EXERCISE DIRECTIONS:
Starting with the first line of the listing, quote each line exactly until and including the one with "string, string, string];", leaving pictures out.

╔══

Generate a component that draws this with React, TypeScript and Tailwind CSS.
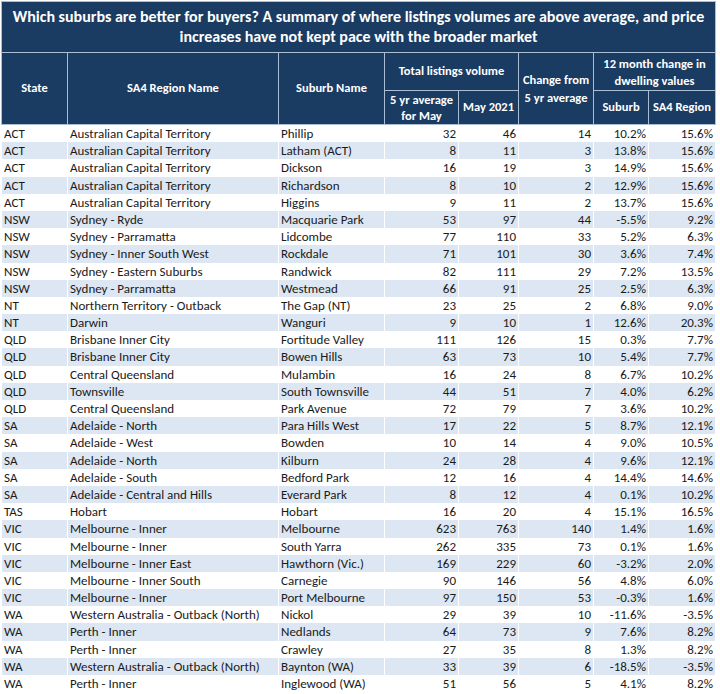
import React from "react";

type Row = [string, string, string, string, string, string, string, string];

const rows: Row[] = [
  ["ACT", "Australian Capital Territory", "Phillip", "32", "46", "14", "10.2%", "15.6%"],
  ["ACT", "Australian Capital Territory", "Latham (ACT)", "8", "11", "3", "13.8%", "15.6%"],
  ["ACT", "Australian Capital Territory", "Dickson", "16", "19", "3", "14.9%", "15.6%"],
  ["ACT", "Australian Capital Territory", "Richardson", "8", "10", "2", "12.9%", "15.6%"],
  ["ACT", "Australian Capital Territory", "Higgins", "9", "11", "2", "13.7%", "15.6%"],
  ["NSW", "Sydney - Ryde", "Macquarie Park", "53", "97", "44", "-5.5%", "9.2%"],
  ["NSW", "Sydney - Parramatta", "Lidcombe", "77", "110", "33", "5.2%", "6.3%"],
  ["NSW", "Sydney - Inner South West", "Rockdale", "71", "101", "30", "3.6%", "7.4%"],
  ["NSW", "Sydney - Eastern Suburbs", "Randwick", "82", "111", "29", "7.2%", "13.5%"],
  ["NSW", "Sydney - Parramatta", "Westmead", "66", "91", "25", "2.5%", "6.3%"],
  ["NT", "Northern Territory - Outback", "The Gap (NT)", "23", "25", "2", "6.8%", "9.0%"],
  ["NT", "Darwin", "Wanguri", "9", "10", "1", "12.6%", "20.3%"],
  ["QLD", "Brisbane Inner City", "Fortitude Valley", "111", "126", "15", "0.3%", "7.7%"],
  ["QLD", "Brisbane Inner City", "Bowen Hills", "63", "73", "10", "5.4%", "7.7%"],
  ["QLD", "Central Queensland", "Mulambin", "16", "24", "8", "6.7%", "10.2%"],
  ["QLD", "Townsville", "South Townsville", "44", "51", "7", "4.0%", "6.2%"],
  ["QLD", "Central Queensland", "Park Avenue", "72", "79", "7", "3.6%", "10.2%"],
  ["SA", "Adelaide - North", "Para Hills West", "17", "22", "5", "8.7%", "12.1%"],
  ["SA", "Adelaide - West", "Bowden", "10", "14", "4", "9.0%", "10.5%"],
  ["SA", "Adelaide - North", "Kilburn", "24", "28", "4", "9.6%", "12.1%"],
  ["SA", "Adelaide - South", "Bedford Park", "12", "16", "4", "14.4%", "14.6%"],
  ["SA", "Adelaide - Central and Hills", "Everard Park", "8", "12", "4", "0.1%", "10.2%"],
  ["TAS", "Hobart", "Hobart", "16", "20", "4", "15.1%", "16.5%"],
  ["VIC", "Melbourne - Inner", "Melbourne", "623", "763", "140", "1.4%", "1.6%"],
  ["VIC", "Melbourne - Inner", "South Yarra", "262", "335", "73", "0.1%", "1.6%"],
  ["VIC", "Melbourne - Inner East", "Hawthorn (Vic.)", "169", "229", "60", "-3.2%", "2.0%"],
  ["VIC", "Melbourne - Inner South", "Carnegie", "90", "146", "56", "4.8%", "6.0%"],
  ["VIC", "Melbourne - Inner", "Port Melbourne", "97", "150", "53", "-0.3%", "1.6%"],
  ["WA", "Western Australia - Outback (North)", "Nickol", "29", "39", "10", "-11.6%", "-3.5%"],
  ["WA", "Perth - Inner", "Nedlands", "64", "73", "9", "7.6%", "8.2%"],
  ["WA", "Perth - Inner", "Crawley", "27", "35", "8", "1.3%", "8.2%"],
  ["WA", "Western Australia - Outback (North)", "Baynton (WA)", "33", "39", "6", "-18.5%", "-3.5%"],
  ["WA", "Perth - Inner", "Inglewood (WA)", "51", "56", "5", "4.1%", "8.2%"],
];

const cols = "grid-cols-[65px_210px_105px_73px_59px_74px_54px_66px]";

export default function App() {
  return (
    <div className="w-[720px] h-[694px] overflow-hidden bg-white font-['Carlito','Lato',sans-serif] text-[#1a1a1a]">
      <div className="pl-px pt-px">
        {/* Header */}
        <div
          className={`grid ${cols} grid-rows-[50px_37px_33px] gap-px bg-[#a9bdd5] p-px w-[715px] text-white`}
        >
          <div className="col-span-8 bg-[#1a3c62] flex flex-col items-center justify-center font-bold text-[16px] leading-[20px]">
            <div className="whitespace-nowrap">Which suburbs are better for buyers? A summary of where listings volumes are above average, and price</div>
            <div className="whitespace-nowrap">increases have not kept pace with the broader market</div>
          </div>
          <div className="row-span-2 bg-[#1a3c62] flex items-center justify-center text-[12.5px] font-semibold">
            State
          </div>
          <div className="row-span-2 bg-[#1a3c62] flex items-center justify-center text-[12.5px] font-semibold">
            SA4 Region Name
          </div>
          <div className="row-span-2 bg-[#1a3c62] flex items-center justify-center text-[12.5px] font-semibold">
            Suburb Name
          </div>
          <div className="col-span-2 bg-[#1a3c62] flex items-center justify-center text-[12.5px] font-semibold">
            Total listings volume
          </div>
          <div className="row-span-2 bg-[#1a3c62] flex flex-col items-center justify-center text-[12.5px] font-semibold leading-[18px]">
            <div>Change from</div>
            <div>5 yr average</div>
          </div>
          <div className="col-span-2 bg-[#1a3c62] flex flex-col items-center justify-center text-[12.5px] font-semibold leading-[17px]">
            <div>12 month change in</div>
            <div>dwelling values</div>
          </div>
          <div className="bg-[#1a3c62] flex flex-col items-center justify-center text-[12.5px] font-semibold leading-[16px]">
            <div>5 yr average</div>
            <div>for May</div>
          </div>
          <div className="bg-[#1a3c62] flex items-center justify-center text-[12.5px] font-semibold">
            May 2021
          </div>
          <div className="bg-[#1a3c62] flex items-center justify-center text-[12.5px] font-semibold">
            Suburb
          </div>
          <div className="bg-[#1a3c62] flex items-center justify-center text-[12.5px] font-semibold">
            SA4 Region
          </div>
        </div>
        {/* Body */}
        <div className={`grid ${cols} auto-rows-[17.2px] gap-x-px px-px w-[715px] text-[13px] leading-[17px]`}>
          {rows.map((r, i) => {
            const bg = i % 2 === 1 ? "bg-[#dce7f3]" : "bg-white";
            return (
              <React.Fragment key={i}>
                <div className={`${bg} px-[2px] whitespace-nowrap`}>{r[0]}</div>
                <div className={`${bg} px-[2px] whitespace-nowrap`}>{r[1]}</div>
                <div className={`${bg} px-[2px] whitespace-nowrap`}>{r[2]}</div>
                <div className={`${bg} px-[2px] text-right`}>{r[3]}</div>
                <div className={`${bg} px-[2px] text-right`}>{r[4]}</div>
                <div className={`${bg} px-[2px] text-right`}>{r[5]}</div>
                <div className={`${bg} px-[2px] text-right`}>{r[6]}</div>
                <div className={`${bg} px-[2px] text-right`}>{r[7]}</div>
              </React.Fragment>
            );
          })}
        </div>
      </div>
    </div>
  );
}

╚══

RESULT OF THIS TASK:
Generate a component that draws this with React, TypeScript and Tailwind CSS.
import React from "react";

type Row = [string, string, string, string, string, string, string, string];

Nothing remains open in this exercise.